SUPPLIED DATA:
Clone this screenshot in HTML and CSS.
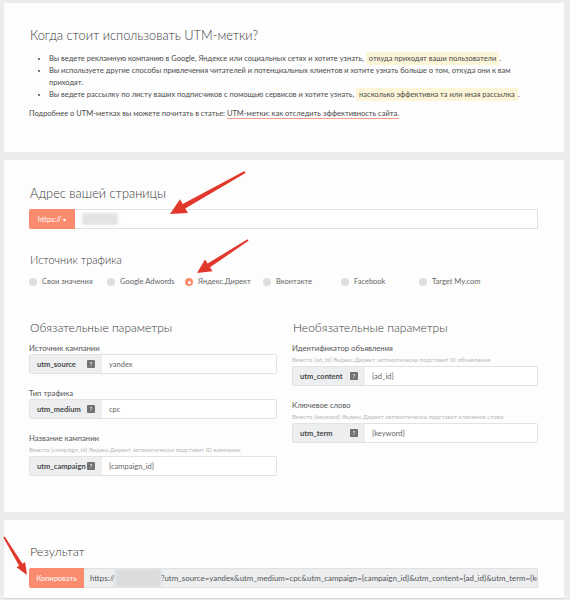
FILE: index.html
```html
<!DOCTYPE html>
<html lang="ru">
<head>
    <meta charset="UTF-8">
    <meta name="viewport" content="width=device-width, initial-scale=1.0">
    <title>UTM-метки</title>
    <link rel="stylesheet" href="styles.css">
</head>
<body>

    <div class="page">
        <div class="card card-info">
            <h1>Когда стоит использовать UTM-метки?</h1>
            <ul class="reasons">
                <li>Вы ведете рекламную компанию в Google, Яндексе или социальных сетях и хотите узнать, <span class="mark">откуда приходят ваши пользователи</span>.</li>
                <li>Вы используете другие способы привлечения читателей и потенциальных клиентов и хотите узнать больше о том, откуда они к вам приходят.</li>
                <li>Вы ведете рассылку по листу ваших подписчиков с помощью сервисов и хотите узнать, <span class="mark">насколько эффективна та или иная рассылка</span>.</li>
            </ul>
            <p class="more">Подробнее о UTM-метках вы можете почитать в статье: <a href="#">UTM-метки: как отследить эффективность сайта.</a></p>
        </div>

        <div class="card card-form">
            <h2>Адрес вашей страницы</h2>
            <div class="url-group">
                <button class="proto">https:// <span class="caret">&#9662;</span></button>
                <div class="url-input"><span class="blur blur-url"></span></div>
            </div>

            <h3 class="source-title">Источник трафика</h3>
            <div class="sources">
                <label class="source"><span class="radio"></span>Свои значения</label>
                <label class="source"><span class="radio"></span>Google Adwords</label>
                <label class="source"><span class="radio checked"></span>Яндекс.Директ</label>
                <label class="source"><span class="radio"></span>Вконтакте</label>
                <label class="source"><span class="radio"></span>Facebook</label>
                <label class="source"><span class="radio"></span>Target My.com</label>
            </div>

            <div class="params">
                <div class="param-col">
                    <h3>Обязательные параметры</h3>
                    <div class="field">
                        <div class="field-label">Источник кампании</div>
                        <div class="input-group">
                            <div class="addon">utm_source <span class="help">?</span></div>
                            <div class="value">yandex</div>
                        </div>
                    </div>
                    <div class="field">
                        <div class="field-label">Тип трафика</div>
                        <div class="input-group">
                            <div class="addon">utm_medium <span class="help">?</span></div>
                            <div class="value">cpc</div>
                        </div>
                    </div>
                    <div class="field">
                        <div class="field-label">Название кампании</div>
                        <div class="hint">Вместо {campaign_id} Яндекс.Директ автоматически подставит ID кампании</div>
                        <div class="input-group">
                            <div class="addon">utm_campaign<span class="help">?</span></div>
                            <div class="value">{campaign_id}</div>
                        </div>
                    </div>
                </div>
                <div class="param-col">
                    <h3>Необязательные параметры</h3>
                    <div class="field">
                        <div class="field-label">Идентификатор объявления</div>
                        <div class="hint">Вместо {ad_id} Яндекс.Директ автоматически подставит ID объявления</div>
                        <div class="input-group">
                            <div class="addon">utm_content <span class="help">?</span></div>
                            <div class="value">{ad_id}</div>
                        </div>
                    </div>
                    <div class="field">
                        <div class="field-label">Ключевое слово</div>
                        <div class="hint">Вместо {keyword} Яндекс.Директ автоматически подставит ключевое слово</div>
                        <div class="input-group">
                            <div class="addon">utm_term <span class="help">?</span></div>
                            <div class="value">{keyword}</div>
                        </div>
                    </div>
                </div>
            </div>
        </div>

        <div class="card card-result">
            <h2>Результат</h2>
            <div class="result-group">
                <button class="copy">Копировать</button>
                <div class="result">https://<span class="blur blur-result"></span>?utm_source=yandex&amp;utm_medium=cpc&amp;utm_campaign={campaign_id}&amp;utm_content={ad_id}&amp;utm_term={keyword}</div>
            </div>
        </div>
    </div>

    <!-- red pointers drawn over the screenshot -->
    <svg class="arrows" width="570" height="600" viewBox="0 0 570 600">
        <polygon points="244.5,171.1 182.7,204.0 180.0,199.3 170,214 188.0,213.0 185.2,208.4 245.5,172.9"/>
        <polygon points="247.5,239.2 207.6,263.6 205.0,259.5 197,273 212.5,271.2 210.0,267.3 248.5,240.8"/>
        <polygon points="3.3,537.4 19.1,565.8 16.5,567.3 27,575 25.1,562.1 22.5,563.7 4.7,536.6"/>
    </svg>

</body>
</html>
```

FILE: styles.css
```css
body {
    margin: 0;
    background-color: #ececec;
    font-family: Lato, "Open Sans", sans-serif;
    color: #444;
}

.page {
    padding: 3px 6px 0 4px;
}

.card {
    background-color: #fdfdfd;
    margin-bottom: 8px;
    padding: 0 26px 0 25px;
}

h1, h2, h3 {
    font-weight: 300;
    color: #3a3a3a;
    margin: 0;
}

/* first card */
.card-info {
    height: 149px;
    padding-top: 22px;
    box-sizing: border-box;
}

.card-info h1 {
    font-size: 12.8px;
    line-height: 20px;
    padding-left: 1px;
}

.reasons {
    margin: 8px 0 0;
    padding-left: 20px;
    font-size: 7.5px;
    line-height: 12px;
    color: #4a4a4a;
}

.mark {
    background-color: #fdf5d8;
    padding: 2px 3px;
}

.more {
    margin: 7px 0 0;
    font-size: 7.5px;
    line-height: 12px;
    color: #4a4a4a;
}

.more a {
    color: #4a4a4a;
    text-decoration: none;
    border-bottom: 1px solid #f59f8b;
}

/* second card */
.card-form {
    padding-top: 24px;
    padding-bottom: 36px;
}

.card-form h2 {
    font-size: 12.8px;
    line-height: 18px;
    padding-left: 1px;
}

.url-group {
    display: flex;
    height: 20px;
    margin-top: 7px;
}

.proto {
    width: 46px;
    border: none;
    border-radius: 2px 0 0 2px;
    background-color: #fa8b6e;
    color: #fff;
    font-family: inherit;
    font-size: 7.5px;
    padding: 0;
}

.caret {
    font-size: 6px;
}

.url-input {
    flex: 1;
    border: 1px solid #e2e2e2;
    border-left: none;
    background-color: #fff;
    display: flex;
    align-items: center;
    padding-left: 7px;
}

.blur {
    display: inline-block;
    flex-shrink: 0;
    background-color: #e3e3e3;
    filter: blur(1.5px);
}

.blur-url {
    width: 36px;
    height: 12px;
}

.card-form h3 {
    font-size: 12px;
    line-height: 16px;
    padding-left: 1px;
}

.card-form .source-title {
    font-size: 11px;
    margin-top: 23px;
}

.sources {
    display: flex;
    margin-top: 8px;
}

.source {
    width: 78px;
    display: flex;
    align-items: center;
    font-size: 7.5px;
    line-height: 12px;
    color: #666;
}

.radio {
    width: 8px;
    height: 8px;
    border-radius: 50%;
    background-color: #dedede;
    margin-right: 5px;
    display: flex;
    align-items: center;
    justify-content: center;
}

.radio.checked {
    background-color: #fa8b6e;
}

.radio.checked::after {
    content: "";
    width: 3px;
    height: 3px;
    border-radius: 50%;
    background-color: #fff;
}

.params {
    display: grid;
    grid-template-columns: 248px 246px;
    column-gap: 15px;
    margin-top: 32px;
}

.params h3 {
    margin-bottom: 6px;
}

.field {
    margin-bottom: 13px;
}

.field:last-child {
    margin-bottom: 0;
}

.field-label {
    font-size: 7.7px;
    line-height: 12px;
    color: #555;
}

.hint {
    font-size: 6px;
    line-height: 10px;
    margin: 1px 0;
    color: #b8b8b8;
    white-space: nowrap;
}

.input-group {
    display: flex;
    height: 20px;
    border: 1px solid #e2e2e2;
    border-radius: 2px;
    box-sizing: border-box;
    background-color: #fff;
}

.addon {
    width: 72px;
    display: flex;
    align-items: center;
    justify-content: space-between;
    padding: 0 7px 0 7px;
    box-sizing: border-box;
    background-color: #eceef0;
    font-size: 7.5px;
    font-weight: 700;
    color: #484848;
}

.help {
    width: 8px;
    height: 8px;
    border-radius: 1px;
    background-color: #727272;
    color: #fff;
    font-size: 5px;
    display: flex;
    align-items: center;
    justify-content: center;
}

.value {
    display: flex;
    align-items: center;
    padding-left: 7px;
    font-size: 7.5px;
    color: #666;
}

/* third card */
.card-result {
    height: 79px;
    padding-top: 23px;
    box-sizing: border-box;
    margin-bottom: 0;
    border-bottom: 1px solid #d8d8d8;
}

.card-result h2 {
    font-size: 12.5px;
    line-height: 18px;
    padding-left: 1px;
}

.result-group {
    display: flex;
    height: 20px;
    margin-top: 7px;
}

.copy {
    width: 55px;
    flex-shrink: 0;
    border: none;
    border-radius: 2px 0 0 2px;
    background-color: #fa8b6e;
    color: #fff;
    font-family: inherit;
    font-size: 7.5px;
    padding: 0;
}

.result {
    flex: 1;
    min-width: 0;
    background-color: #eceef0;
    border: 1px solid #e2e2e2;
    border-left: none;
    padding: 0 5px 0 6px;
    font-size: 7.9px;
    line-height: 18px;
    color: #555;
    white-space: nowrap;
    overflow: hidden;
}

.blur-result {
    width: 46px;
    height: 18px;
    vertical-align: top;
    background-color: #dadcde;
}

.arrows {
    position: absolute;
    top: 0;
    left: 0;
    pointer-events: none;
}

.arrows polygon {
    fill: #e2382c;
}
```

WHAT YOU WILL DO: Copy each line above containing the string "screenshot".

ANSWER TO THE PROBLEM:
Clone this screenshot in HTML and CSS.
    <!-- red pointers drawn over the screenshot -->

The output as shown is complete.